オンライン全盛となると、「この10畳、欲しかったか?」というほどの十分すぎる広さ。「広々してていいね!」が、冬の「なかなかあったまんないね(暖まらないね)」に直結してしまうとは・・・!しかも、古いタイプの窓は外気の影響をもろに受けやすく、特に豪雪傾向にあった’20、’21の冬は窓枠に雪が積もったりもした。正しくは、サッシのほんのわずかな隙間から入り込む冷気が、窓枠を白く凍らせ、ブラインドやカーテンだけでは凌ぎきれない状況になった。ついに私は、コロナ対策のため誰も訪れないという状況をいいことに、引越しで大量に出ていた緩衝材のプチプチを、窓を覆うように貼る、という策に出た。「オンラインで良かった〜!」という苦肉の策を、PCカメラの死角で繰り広げていたのだった。


zoomの画面には「こんにちは〜😊」とVネックのニットで登場するも、椅子に座る下半身にはフリースブランケットをぐるぐるに巻きつけ、足元は分厚い靴下にあったかスリッパ、そして床には1畳のホットカーペット・・・。「今夜は、10年に一度の寒波です」という気象情報を22時に目にしようものなら、「城の水道の氷どめ(凍結対策)してくる」と家族に告げ、城の水道をチョロチョロと出しっぱなしにするために、吹雪のなか車を走らせた日もあった。賃貸で水道管を破裂させたら大事件になるからだ。翌日、細かな枝が全て凍って満開の桜のようになるほど冷えた朝に、ドキドキしながら〝出勤〟する。水は出ている・・・でも、蛇口から静かに流れ、シンクに飛び跳ねた雫は凍っていた・・・。もう、降参だ・・・。


「ストーブ買お・・・!」


電気ストーブでなんとかしようと思っていたけれど、もう無理だ・・・。パワーが足りない。石油ストーブを買おう。絶対買おう。今すぐ買おう。緊急事態のようではありながら、「とりあえず」のものは買いたくない。だって、〝お気に入りのものだけで揃えていく城〟にしたくてこのスペースを手に入れたのだ。

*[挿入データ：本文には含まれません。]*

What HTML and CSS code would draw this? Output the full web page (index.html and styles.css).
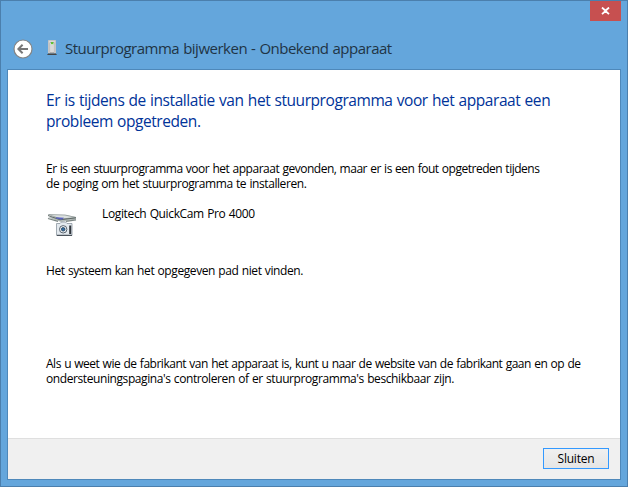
FILE: index.html
```html
<!DOCTYPE html>
<html lang="nl">
<head>
<meta charset="utf-8">
<title>Stuurprogramma bijwerken</title>
<link rel="stylesheet" href="styles.css">
</head>
<body>
<div class="window">
  <div class="caption">
    <button class="close" aria-label="Sluiten">
      <svg width="9" height="8" viewBox="0 0 9 8"><path d="M1 0.5 4.5 3.7 8 0.5M1 7.2 4.5 4 8 7.2" fill="none" stroke="#fff" stroke-width="1.8"/></svg>
    </button>
  </div>
  <header class="header">
    <svg class="back" width="20" height="20" viewBox="0 0 20 20"><circle cx="10" cy="10" r="9" fill="#fff" stroke="#858585" stroke-width="1.2"/><path d="M5.6 10H15M9.6 5.8 5.4 10l4.2 4.2" fill="none" stroke="#777" stroke-width="2"/></svg>
    <svg class="device" width="10" height="16" viewBox="0 0 10 16"><path d="M1.5 .5h7V13h-7z" fill="#d9d9d9" stroke="#c5c5c5"/><path d="M3 2.5h4v10H3z" fill="#f7f7f7" stroke="#999" stroke-width=".7"/><path d="M5 5v7" stroke="#bbb"/><path d="M4 2h2.3v2.3H4z" fill="#5fc235"/><path d="M1.2 13.4h7.6L10 15H0z" fill="#444"/></svg>
    <h1 class="title">Stuurprogramma bijwerken - Onbekend apparaat</h1>
  </header>
  <div class="panel">
    <main class="content">
      <h2 class="heading"><span class="line">Er is tijdens de installatie van het stuurprogramma voor het apparaat een</span><span class="line">probleem opgetreden.</span></h2>
      <p class="text intro"><span class="line wide">Er is een stuurprogramma voor het apparaat gevonden, maar er is een fout opgetreden tijdens</span><span class="line">de poging om het stuurprogramma te installeren.</span></p>
      <div class="item">
        <svg class="camera" width="32" height="26" viewBox="0 0 32 26">
          <path d="M2 5.5 15 10l15-2.5V5L20 3z" fill="#b3bbba"/>
          <path d="M2.5 2.5 19 3l11 2.5-15 1.6z" fill="#dce1df" stroke="#929b9a" stroke-width=".8"/>
          <path d="M2 3.5 14 7.8l16-2" fill="none" stroke="#5f6967" stroke-width="1"/>
          <path d="M2 6.5 12 9.4M20 9.4l10-1.6" fill="none" stroke="#7b8583" stroke-width="1.3"/>
          <path d="M10 5.3 18 5.7l-2 2-6-1.2z" fill="#5960bd"/>
          <path d="M10.5 11.5H14l1.5-1.5h4l1.5 1.5h5V23.4H10.5z" fill="#e3e9ee" stroke="#8b959f" stroke-width=".8"/>
          <path d="M23.2 13.5h2v8.5h-2z" fill="#30363d"/>
          <path d="M11 23.4h15" stroke="#4b535b" stroke-width="1.2"/>
          <circle cx="17.2" cy="17.3" r="3.7" fill="#f5f8fa" stroke="#56616c"/>
          <circle cx="17.2" cy="17.3" r="1.8" fill="#356c9f" stroke="#203c58" stroke-width=".8"/>
        </svg>
        <span class="text device-name">Logitech QuickCam Pro 4000</span>
      </div>
      <p class="text error">Het systeem kan het opgegeven pad niet vinden.</p>
      <p class="text advice"><span class="line">Als u weet wie de fabrikant van het apparaat is, kunt u naar de website van de fabrikant gaan en op de</span><span class="line">ondersteuningspagina's controleren of er stuurprogramma's beschikbaar zijn.</span></p>
    </main>
    <footer class="footer"><button class="button">Sluiten</button></footer>
  </div>
</div>
</body>
</html>
```
FILE: styles.css
```css
* { box-sizing: border-box; margin: 0; padding: 0; }
body { font-family: "Open Sans", "Noto Sans", sans-serif; overflow: hidden; }
.window { width: 628px; height: 487px; padding: 0 6px 6px; border: 1px solid #4b7fad; background: #64a6dc; display: flex; flex-direction: column; }
.caption { height: 20px; display: flex; justify-content: flex-end; }
.close { width: 31px; height: 20px; border: 0; background: #c75050; display: flex; align-items: center; justify-content: center; }
.header { height: 48px; padding: 7px 0 1px 6px; display: flex; align-items: center; }
.back { margin: 1px 14px 0 0; }
.title { margin: 0 0 1px 8px; font-size: 15px; font-weight: 400; line-height: 20px; letter-spacing: -0.5px; word-spacing: 0.6px; color: #1f3445; white-space: nowrap; }
.panel { height: 411px; border: 1px solid #4e88ba; background: #fff; display: flex; flex-direction: column; }
.content { height: 368px; padding: 20px 20px 0 38px; }
.line { display: block; white-space: nowrap; }
.heading { font-size: 15.5px; font-weight: 400; line-height: 21px; letter-spacing: -0.43px; word-spacing: 0.6px; color: #003399; }
.text { font-size: 12px; line-height: 15px; letter-spacing: -0.48px; word-spacing: 0.6px; color: #000; white-space: nowrap; }
.intro { margin-top: 29px; letter-spacing: -0.42px; }
.wide { letter-spacing: -0.49px; }
.item { height: 30px; margin-top: 15px; display: flex; align-items: flex-start; gap: 24px; }
.camera { margin-top: 6px; }
.device-name { letter-spacing: -0.36px; }
.error { margin-top: 27px; letter-spacing: -0.41px; }
.advice { margin-top: 78px; }
.advice .line { letter-spacing: -0.48px; }
.advice .line:last-child { letter-spacing: -0.41px; }
.footer { height: 41px; border-top: 1px solid #dfdfdf; background: #f0f0f0; padding: 9px 11px 0 0; display: flex; justify-content: flex-end; }
.button { width: 66px; height: 21px; border: 1px solid #3399ff; background: linear-gradient(#f0f0f0, #e5e5e5); font: 12px/19px "Open Sans", sans-serif; letter-spacing: -0.2px; color: #000; }
```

これから手に入れるものに関しては妥協してはいけない。


そこで見つけたのが、アラジンストーブだ。

アラジンストーブ



・コンセント要らずだから停電しても安心

・3時間、5時間と選べるオフタイマー付きで消し忘れ防止

・見える炎で暖かさ倍増

・何よりレトロなデザインがいい



「点火!!」




「あったかぁ〜!!」


反射型、と言われるこのタイプは、温風が吹き出すわけでもなく、設定温度やおはようタイマーも備えていない。けれど、このフォルムに一目惚れなのだ。そうなると、多少の不便さなんてどうってことない。そして遠赤外線効果でいつもは氷のように冷たくなってしまうフローリングですら、結構遠くまで暖かい。そして、時々オンラインレッスンで映り込むと、そのレトロな佇まいが「かわいい」と好評だった。うん。冬の寒さ、悪くない笑。

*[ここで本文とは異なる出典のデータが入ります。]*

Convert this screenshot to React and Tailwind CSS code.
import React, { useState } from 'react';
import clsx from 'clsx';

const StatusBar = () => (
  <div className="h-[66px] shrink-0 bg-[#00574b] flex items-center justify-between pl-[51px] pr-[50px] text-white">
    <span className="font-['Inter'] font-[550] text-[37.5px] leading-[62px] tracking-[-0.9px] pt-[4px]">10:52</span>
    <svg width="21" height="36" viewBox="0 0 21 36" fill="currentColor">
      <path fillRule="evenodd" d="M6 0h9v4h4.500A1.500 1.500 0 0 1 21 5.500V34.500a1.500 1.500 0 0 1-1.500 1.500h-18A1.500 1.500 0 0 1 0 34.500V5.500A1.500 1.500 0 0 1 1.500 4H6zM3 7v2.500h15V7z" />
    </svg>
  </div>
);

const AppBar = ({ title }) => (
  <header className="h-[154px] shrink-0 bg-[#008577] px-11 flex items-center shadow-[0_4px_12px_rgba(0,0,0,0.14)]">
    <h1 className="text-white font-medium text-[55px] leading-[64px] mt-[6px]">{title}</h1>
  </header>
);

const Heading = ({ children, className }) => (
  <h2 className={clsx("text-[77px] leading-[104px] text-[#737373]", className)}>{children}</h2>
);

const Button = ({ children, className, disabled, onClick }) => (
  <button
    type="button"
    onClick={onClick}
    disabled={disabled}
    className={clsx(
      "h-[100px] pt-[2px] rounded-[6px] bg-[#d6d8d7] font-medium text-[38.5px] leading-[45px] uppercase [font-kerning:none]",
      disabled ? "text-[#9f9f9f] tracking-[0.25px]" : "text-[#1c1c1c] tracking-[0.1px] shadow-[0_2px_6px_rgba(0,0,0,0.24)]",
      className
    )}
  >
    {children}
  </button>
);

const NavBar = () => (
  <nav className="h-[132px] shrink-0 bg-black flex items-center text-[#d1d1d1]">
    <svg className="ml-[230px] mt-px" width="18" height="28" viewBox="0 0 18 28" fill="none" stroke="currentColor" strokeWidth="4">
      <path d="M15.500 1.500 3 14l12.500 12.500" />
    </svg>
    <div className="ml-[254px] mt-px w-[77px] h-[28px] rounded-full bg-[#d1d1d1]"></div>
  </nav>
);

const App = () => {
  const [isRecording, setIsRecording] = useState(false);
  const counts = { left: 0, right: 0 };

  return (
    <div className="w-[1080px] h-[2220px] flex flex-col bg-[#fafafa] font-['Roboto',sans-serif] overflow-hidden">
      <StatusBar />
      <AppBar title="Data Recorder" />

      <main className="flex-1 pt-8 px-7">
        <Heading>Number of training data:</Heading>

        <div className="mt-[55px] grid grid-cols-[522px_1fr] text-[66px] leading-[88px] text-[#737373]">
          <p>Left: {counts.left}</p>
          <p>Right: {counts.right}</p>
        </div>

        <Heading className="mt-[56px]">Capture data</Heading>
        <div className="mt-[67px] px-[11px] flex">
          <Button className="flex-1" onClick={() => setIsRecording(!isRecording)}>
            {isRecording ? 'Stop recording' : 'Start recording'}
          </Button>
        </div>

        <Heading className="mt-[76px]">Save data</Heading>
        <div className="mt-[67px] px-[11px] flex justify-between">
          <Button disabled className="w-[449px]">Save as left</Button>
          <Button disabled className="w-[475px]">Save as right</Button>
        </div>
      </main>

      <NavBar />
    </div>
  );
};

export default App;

灯油タンクもテイストを揃え、サンドベージュのタンクも給油に連れていくたびにテンションが上がる。外からは残量が全く確認できない、それでも気に入っている。スタンダードな赤いポリタンクも一応予備で一つ持っていたが、結果的にサンドベージュで全て揃えたことで不要になった。灯油タンクが透けない素材であるために中身が見えない不便さは〝時々、手で揺り動かす〟ことで、チャポチャポと鳴る音で確認することにしている。



結果的に、ずっと愛せるというものは


多少、扱いに手間がかかっても、便利機能が満載!ではなくても、気に入ったものはそれすら個性に思えて愛着が湧く。おはようタイマーや温度設定機能のないアラジンストーブも、残量が確認できない灯油タンクも、その姿が生活のなかにあるだけで、なんとなく嬉しい。

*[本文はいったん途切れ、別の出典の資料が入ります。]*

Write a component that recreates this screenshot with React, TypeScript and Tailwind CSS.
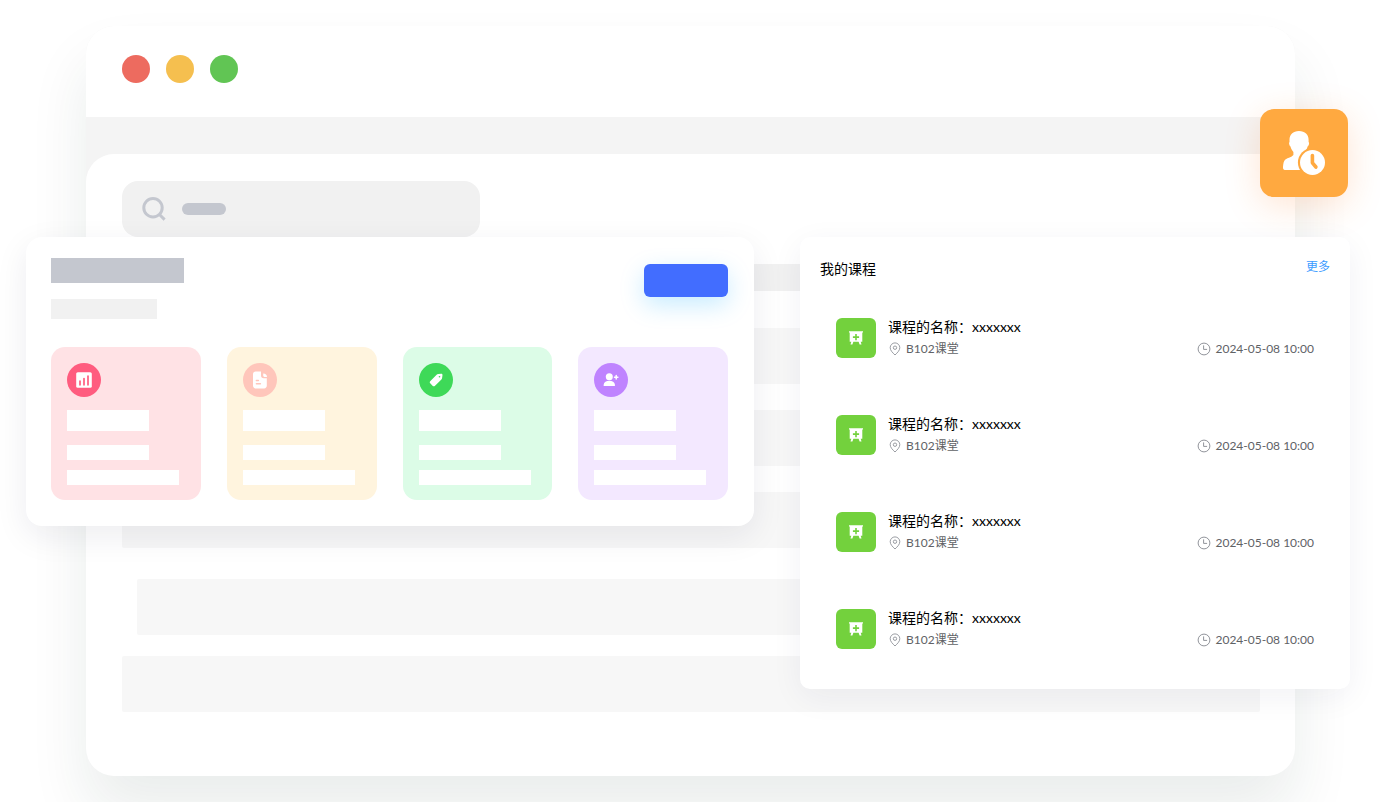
import React from 'react';

const courses = [
  { id: 1, name: '课程的名称：xxxxxxx', room: 'B102课堂', time: '2024-05-08 10:00' },
  { id: 2, name: '课程的名称：xxxxxxx', room: 'B102课堂', time: '2024-05-08 10:00' },
  { id: 3, name: '课程的名称：xxxxxxx', room: 'B102课堂', time: '2024-05-08 10:00' },
  { id: 4, name: '课程的名称：xxxxxxx', room: 'B102课堂', time: '2024-05-08 10:00' },
];

const SearchIcon = () => (
  <svg viewBox="0 0 24 24" className="size-6 shrink-0" fill="none" stroke="#c4c7cf" strokeWidth="3">
    <circle cx="11" cy="10.8" r="9.2" />
    <path d="M17.2 17.2 L22.6 22.6" />
  </svg>
);

const ChartIcon = () => (
  <svg viewBox="0 0 18 18" className="size-[18px]">
    <rect x="1.2" y="1.2" width="15.6" height="15.6" rx="1.6" fill="#fff" />
    <path d="M5 10v3.800M9 7.600v6.200M13 5v8.800" stroke="#ff5c7f" strokeWidth="1.700" strokeLinecap="round" />
  </svg>
);

const FileIcon = () => (
  <svg viewBox="0 0 18 18" className="size-[18px]">
    <path d="M4.6.6H10v3.8c0 1.7 1 2.8 2.8 2.8h3v7.6c0 1.5-1.1 2.6-2.6 2.6H4.6C3.1 17.4 2 16.3 2 14.8V3.2C2 1.7 3.1.6 4.6.6Z" fill="#fff" />
    <path d="M12.2 2.4c2.4 0 3.8 1.4 3.8 3.6h-2.4c-.9 0-1.4-.5-1.4-1.4Z" fill="#fff" />
    <path d="M5.4 9.4h2M5.4 12.8h4" stroke="#ffc6bb" strokeWidth="1.5" strokeLinecap="round" />
  </svg>
);

const TagIcon = () => (
  <svg viewBox="0 0 18 18" className="size-[18px]">
    <path d="M9.6 3.8c.4-.4 1-.7 1.6-.8l3-.2c.8 0 1.3.5 1.3 1.3l-.4 3c-.1.6-.3 1.1-.7 1.5l-6.6 6.3c-.6.6-1.4.6-2 0l-2.6-2.6c-.6-.6-.6-1.4 0-2Z" fill="#fff" />
    <circle cx="12.5" cy="5.8" r="0.8" fill="#3ed958" />
  </svg>
);

const UserPlusIcon = () => (
  <svg viewBox="0 0 18 18" className="size-[18px]" fill="#fff">
    <circle cx="7.3" cy="5.7" r="3.5" />
    <path d="M1.600 13.900c.3-2.700 2.700-4.100 5.700-4.100s5.400 1.400 5.700 4.100c.1.700-.2 1.100-.8 1.100H2.400c-.6 0-.9-.4-.8-1.100Z" />
    <path d="M14.200 4.600v3.400M12.500 6.300h3.400" stroke="#fff" strokeWidth="1.500" strokeLinecap="round" />
  </svg>
);

const UserClockIcon = () => (
  <svg viewBox="0 0 44 44" className="size-11">
    <path
      d="M17 0C23 0 26.6 3.6 26.6 9v2c.6.5.6 1.6.3 2.6-.3 1-.8 1.6-1.3 2-.7 2.400-1.700 4.200-3.200 5.600v3L25 27v12H2.600C1.300 38.600.900 37.600 1 36c.2-3.400.7-6.200 2.400-7.600 2.600-1.900 6.100-2 8-4.400v-3c-1.300-1.300-2.300-3.100-2.900-5.400-.6-.4-1-1.100-1.200-2-.3-1-.3-2 .2-2.600V9C7.500 3.600 11 0 17 0Z"
      fill="#fff"
    />
    <circle cx="30.5" cy="31.5" r="14.600" fill="#ffa940" />
    <circle cx="30.5" cy="31.5" r="12.5" fill="#fff" />
    <path d="M30.400 24.600v7.200l3.500 4.200" fill="none" stroke="#ffa940" strokeWidth="3.600" strokeLinecap="round" strokeLinejoin="round" />
  </svg>
);

const BoardIcon = () => (
  <svg viewBox="0 0 16 16" className="size-4">
    <path d="M1 1.200h14v1.400h-.7v9.200h-1.600l.8 2.600h-1.900l-1-2.600H5.400l-1 2.600H2.500l.8-2.600H1.700V2.600H1Z" fill="#fff" />
    <path d="M8 4v6.200M4.900 7.100h6.200" stroke="#73d13d" strokeWidth="1.600" />
  </svg>
);

const PinIcon = () => (
  <svg viewBox="0 0 14 14" className="size-3.5" fill="none" stroke="#8f9298" strokeWidth="0.9">
    <path d="M7 13C4.6 10.7 2.2 8.4 2.2 5.7a4.8 4.8 0 0 1 9.6 0C11.8 8.4 9.4 10.7 7 13Z" />
    <circle cx="7" cy="5.7" r="1.7" />
  </svg>
);

const ClockIcon = () => (
  <svg viewBox="0 0 14 14" className="size-3.5" fill="none" stroke="#85888e" strokeWidth="0.9">
    <circle cx="7" cy="7" r="5.9" />
    <path d="M6.600 3.400v4h3.500" />
  </svg>
);

const StatCard = ({ icon: Icon, card, dot }: { icon: any, card: string, dot: string }) => (
  <div className={`flex flex-col rounded-[14px] px-4 pt-4 pb-[15px] ${card}`}>
    <div className={`flex size-[34px] items-center justify-center rounded-full ${dot}`}>
      <Icon />
    </div>
    <div className="mt-[13px] h-[21px] w-[82px] bg-white" />
    <div className="mt-3.5 h-[15px] w-[82px] bg-white" />
    <div className="mt-2.5 h-[15px] w-28 max-w-full bg-white" />
  </div>
);

const CourseItem = ({ name, room, time }: { name: string, room: string, time: string }) => (
  <li className="flex items-center gap-3">
    <div className="flex size-10 shrink-0 items-center justify-center rounded-md bg-[#73d13d]">
      <BoardIcon />
    </div>
    <div className="flex-1">
      <h3 className="text-sm leading-[22px] text-black">{name}</h3>
      <div className="flex justify-between text-xs leading-[22px] text-[#606266]">
        <span className="flex items-center gap-1">
          <PinIcon />
          {room}
        </span>
        <time className="flex items-center gap-1">
          <ClockIcon />
          {time}
        </time>
      </div>
    </div>
  </li>
);

export default function App() {
  return (
    <div className="relative min-h-screen overflow-hidden bg-white pt-[26px] pb-[26px] font-['Lato','Noto_Sans_CJK_SC',sans-serif]">
      {/* Browser window */}
      <div className="mr-[85px] ml-[86px] overflow-hidden rounded-[28px] bg-[#f4f4f4] shadow-[0_36px_60px_rgba(20,50,40,0.09)]">
        <div className="flex gap-4 bg-white px-9 pt-[29px] pb-[34px]">
          <span className="size-7 rounded-full bg-[#ed6b5f]" />
          <span className="size-7 rounded-full bg-[#f5bf4f]" />
          <span className="size-7 rounded-full bg-[#61c554]" />
        </div>
        <main className="mt-[37px] rounded-t-[28px] bg-white pt-[27px] pr-[35px] pb-16 pl-9">
          <label className="flex h-14 w-[358px] items-center gap-4 rounded-2xl bg-[#f1f1f1] px-5">
            <SearchIcon />
            <span className="h-3 w-11 rounded-full bg-[#c4c7cf]" />
            <input type="search" aria-label="搜索" className="min-w-0 flex-1 bg-transparent outline-none" />
          </label>
          <div className="mt-[27px] h-[27px] rounded-xs bg-[#f1f1f1]" />
          <div className="mt-[37px] h-14 rounded-xs bg-[#f7f7f7]" />
          <div className="mt-[26px] h-14 rounded-xs bg-[#f7f7f7]" />
          <div className="mt-[26px] h-14 rounded-xs bg-[#f7f7f7]" />
          <div className="mt-[31px] ml-[15px] h-14 rounded-xs bg-[#f7f7f7]" />
          <div className="mt-[21px] h-14 rounded-xs bg-[#f7f7f7]" />
        </main>
      </div>

      {/* Floating panels */}
      <div className="absolute top-[237px] right-[30px] left-[26px] grid grid-cols-[728fr_550fr] items-start gap-[46px]">
        <section className="rounded-2xl bg-white pt-[21px] pr-[26px] pb-[26px] pl-[25px] shadow-[0_10px_33px_rgba(20,30,70,0.08)]">
          <div className="flex items-start justify-between">
            <div>
              <div className="h-[25px] w-[133px] bg-[#c4c7cf]" />
              <div className="mt-4 h-5 w-[106px] bg-[#f1f1f1]" />
            </div>
            <button aria-label="新建" className="mt-1.5 h-[33px] w-[84px] rounded-md bg-[#426dff] shadow-[0_8px_24px_rgba(0,170,255,0.22)]" />
          </div>
          <div className="mt-7 grid grid-cols-4 gap-[26px]">
            <StatCard icon={ChartIcon} card="bg-[#ffe2e5]" dot="bg-[#ff5c7f]" />
            <StatCard icon={FileIcon} card="bg-[#fff4de]" dot="bg-[#ffc6bb]" />
            <StatCard icon={TagIcon} card="bg-[#dcfce7]" dot="bg-[#3ed958]" />
            <StatCard icon={UserPlusIcon} card="bg-[#f3e8ff]" dot="bg-[#bf83ff]" />
          </div>
        </section>

        <section className="rounded-[10px] bg-white px-5 pt-5 pb-[38px] shadow-[0_8px_32px_rgba(30,30,80,0.06)]">
          <div className="flex items-start justify-between">
            <h2 className="text-sm leading-6 text-black">我的课程</h2>
            <a href="#" className="text-xs leading-5 text-[#3b9cff]">更多</a>
          </div>
          <ul className="mt-[35px] flex flex-col gap-[53px] px-4">
            {courses.map((course) => (
              <CourseItem key={course.id} name={course.name} room={course.room} time={course.time} />
            ))}
          </ul>
        </section>
      </div>

      <div className="absolute top-[109px] right-8 flex size-[88px] items-center justify-center rounded-[14px] bg-[#ffa940] shadow-[0_8px_36px_rgba(255,120,30,0.2)]">
        <UserClockIcon />
      </div>
    </div>
  );
}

選んだもので、その人のこだわりや趣味思考が透けて見えることがある。別に誰に理解されなくても良いとは思うけれど、自分なりに満足度の高いものが、最終的にずっと使い続けられるものであり、私にとってそれは、機能や価格が最優先ではないのだな、ということがわかった。こうして城の装備を整えていく、ということが、自分の価値観とは?を知ることに繋がっていくということを実感したのである。